Third, future studies should integrate routine administrative data, such as insurance claims, procurement transactions and facility registers, with credible counterfactual designs. This is especially relevant for TEETH reforms where unit price, volume and total expenditure may move in different directions and where spillovers can occur through substitution or non‐drug charges.
Finally, greater attention is needed to context as an empirical object rather than a residual category. Evaluations should document implementation capacity, such as the credibility of sanctions, the autonomy of procurement agencies and complaint handling functionality. Such research should also assess distributional effects to determine whether reforms improve equity or unintentionally shift financial burdens onto disadvantaged patients.
Conclusion
6
The review argues that gains from transparency in health service delivery are conditional rather than automatic. Once interventions are separated into Passive Transparency, VOICE and TEETH and contextual capacity is brought into the analysis, the heterogeneous findings on open government in health become more coherent. Information only reforms tend to improve awareness and change a limited set of processes but rarely transform what patients encounter in clinics or pharmacies.
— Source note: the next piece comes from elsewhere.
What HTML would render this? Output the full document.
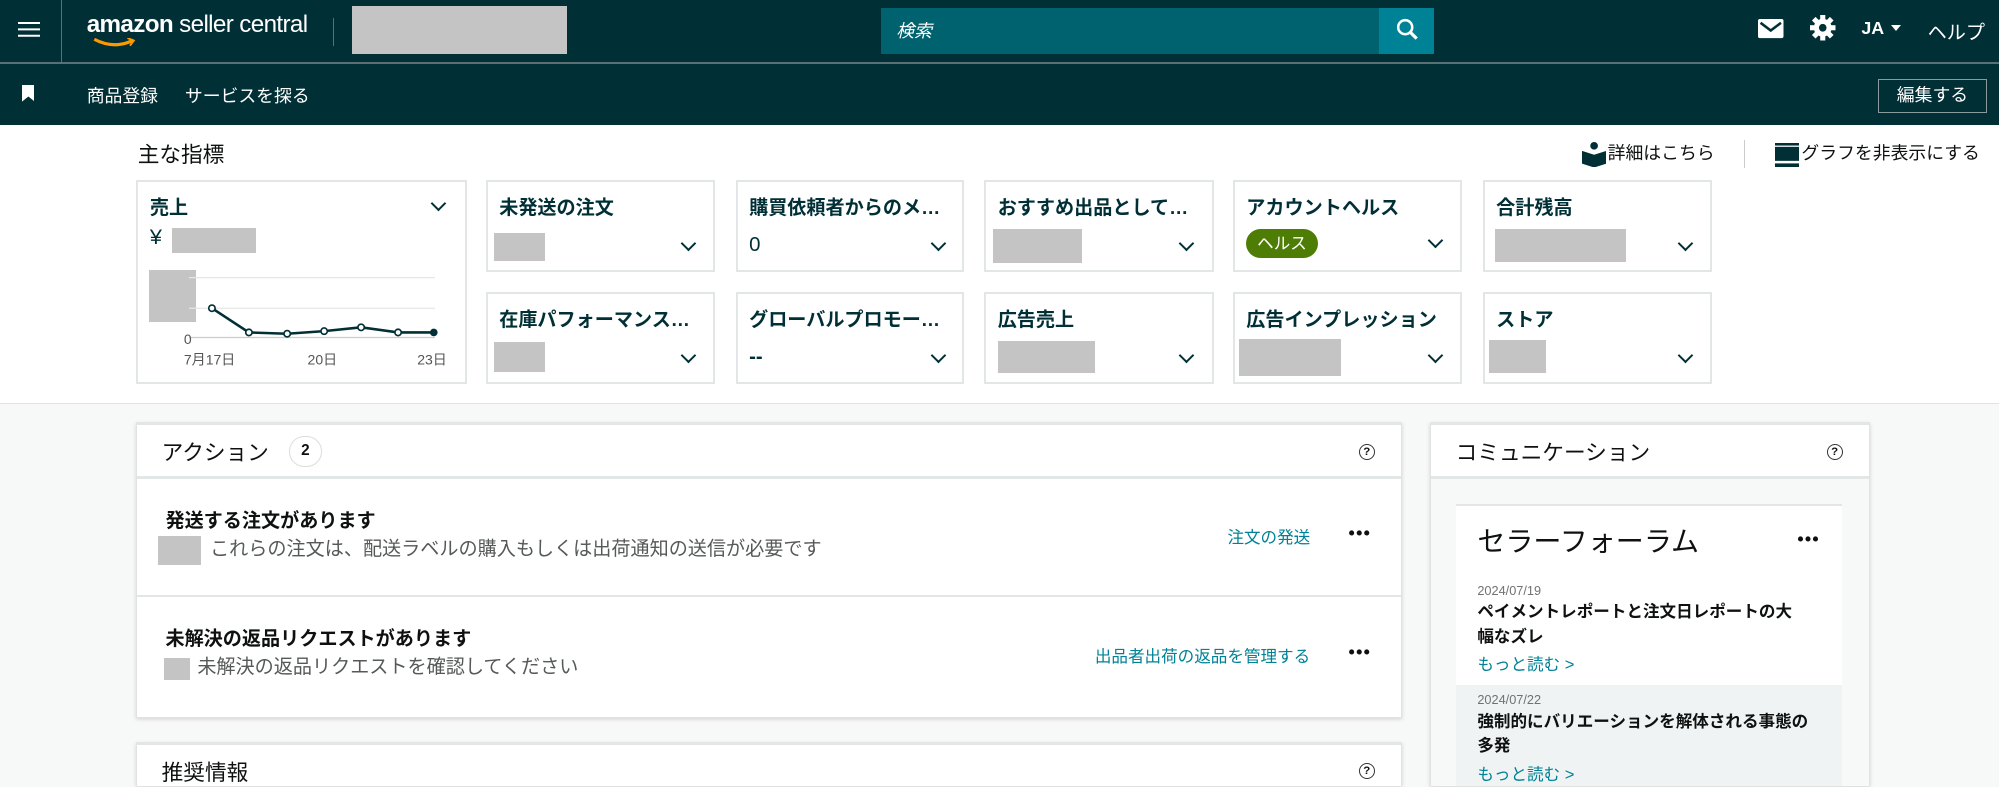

Larger and more durable gains appear where fiscal transparency is combined with empowered citizen Voice or credible state Teeth in settings where administrative and political conditions do not neutralise these mechanisms.
For policy actors and development partners, transparency is better viewed as a diagnostic input whose effects depend on the accountability arrangements surrounding it than as a cure for weak health systems. Investments in disclosure are likely to have greater impact when designed alongside institutional pathways that specify who can act on information, through which forums, with what authority and under which incentives. Recognising both the potential and the limits of transparency does not weaken the case for openness. Instead, it anchors that case in a realistic account of how incentives, institutions and everyday practices shape health service delivery.
For policy and practice, the central message of this review is straightforward: transparency is necessary but not sufficient for improving health service delivery. Information about budgets, procurement and performance only begins to matter when specific actors are able to act on it, through institutionalised channels of citizen Voice or state Teeth, and when contextual capacity does not neutralise those channels. Designing transparency reforms therefore requires moving beyond questions about which data to publish, towards questions about who can use that information, in which forums, with what authority and with what consequences for providers.
Funding
The authors received no specific funding for this work.
Ethics Statement
This study is a review of published literature and did not involve human participants or the use of identifiable personal data.
Conflicts of Interest
The authors declare no conflicts of interest.